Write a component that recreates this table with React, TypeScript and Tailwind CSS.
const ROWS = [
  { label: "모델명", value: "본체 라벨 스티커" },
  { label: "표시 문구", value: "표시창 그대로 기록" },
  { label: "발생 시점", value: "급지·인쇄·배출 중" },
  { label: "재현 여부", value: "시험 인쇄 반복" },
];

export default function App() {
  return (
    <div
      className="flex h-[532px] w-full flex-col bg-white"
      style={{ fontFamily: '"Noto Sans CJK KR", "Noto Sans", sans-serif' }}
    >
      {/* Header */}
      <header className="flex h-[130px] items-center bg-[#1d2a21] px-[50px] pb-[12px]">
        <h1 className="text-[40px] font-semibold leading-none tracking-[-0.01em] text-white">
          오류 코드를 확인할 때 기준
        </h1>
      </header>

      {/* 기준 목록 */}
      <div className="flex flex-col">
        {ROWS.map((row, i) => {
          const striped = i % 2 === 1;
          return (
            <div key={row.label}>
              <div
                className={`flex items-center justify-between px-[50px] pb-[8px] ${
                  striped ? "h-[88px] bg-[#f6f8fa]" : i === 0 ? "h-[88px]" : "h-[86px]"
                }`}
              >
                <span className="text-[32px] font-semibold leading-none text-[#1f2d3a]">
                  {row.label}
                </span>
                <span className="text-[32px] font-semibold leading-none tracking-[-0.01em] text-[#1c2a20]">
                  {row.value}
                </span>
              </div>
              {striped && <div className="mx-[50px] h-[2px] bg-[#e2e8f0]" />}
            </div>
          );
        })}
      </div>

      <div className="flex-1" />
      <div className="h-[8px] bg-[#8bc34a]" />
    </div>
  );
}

------------------------------------------------------------------------

### Given problem
Recite the full listing above exactly.

### Correct result
Write a component that recreates this table with React, TypeScript and Tailwind CSS.
const ROWS = [
  { label: "모델명", value: "본체 라벨 스티커" },
  { label: "표시 문구", value: "표시창 그대로 기록" },
  { label: "발생 시점", value: "급지·인쇄·배출 중" },
  { label: "재현 여부", value: "시험 인쇄 반복" },
];

export default function App() {
  return (
    <div
      className="flex h-[532px] w-full flex-col bg-white"
      style={{ fontFamily: '"Noto Sans CJK KR", "Noto Sans", sans-serif' }}
    >
      {/* Header */}
      <header className="flex h-[130px] items-center bg-[#1d2a21] px-[50px] pb-[12px]">
        <h1 className="text-[40px] font-semibold leading-none tracking-[-0.01em] text-white">
          오류 코드를 확인할 때 기준
        </h1>
      </header>

      {/* 기준 목록 */}
      <div className="flex flex-col">
        {ROWS.map((row, i) => {
          const striped = i % 2 === 1;
          return (
            <div key={row.label}>
              <div
                className={`flex items-center justify-between px-[50px] pb-[8px] ${
                  striped ? "h-[88px] bg-[#f6f8fa]" : i === 0 ? "h-[88px]" : "h-[86px]"
                }`}
              >
                <span className="text-[32px] font-semibold leading-none text-[#1f2d3a]">
                  {row.label}
                </span>
                <span className="text-[32px] font-semibold leading-none tracking-[-0.01em] text-[#1c2a20]">
                  {row.value}
                </span>
              </div>
              {striped && <div className="mx-[50px] h-[2px] bg-[#e2e8f0]" />}
            </div>
          );
        })}
      </div>

      <div className="flex-1" />
      <div className="h-[8px] bg-[#8bc34a]" />
    </div>
  );
}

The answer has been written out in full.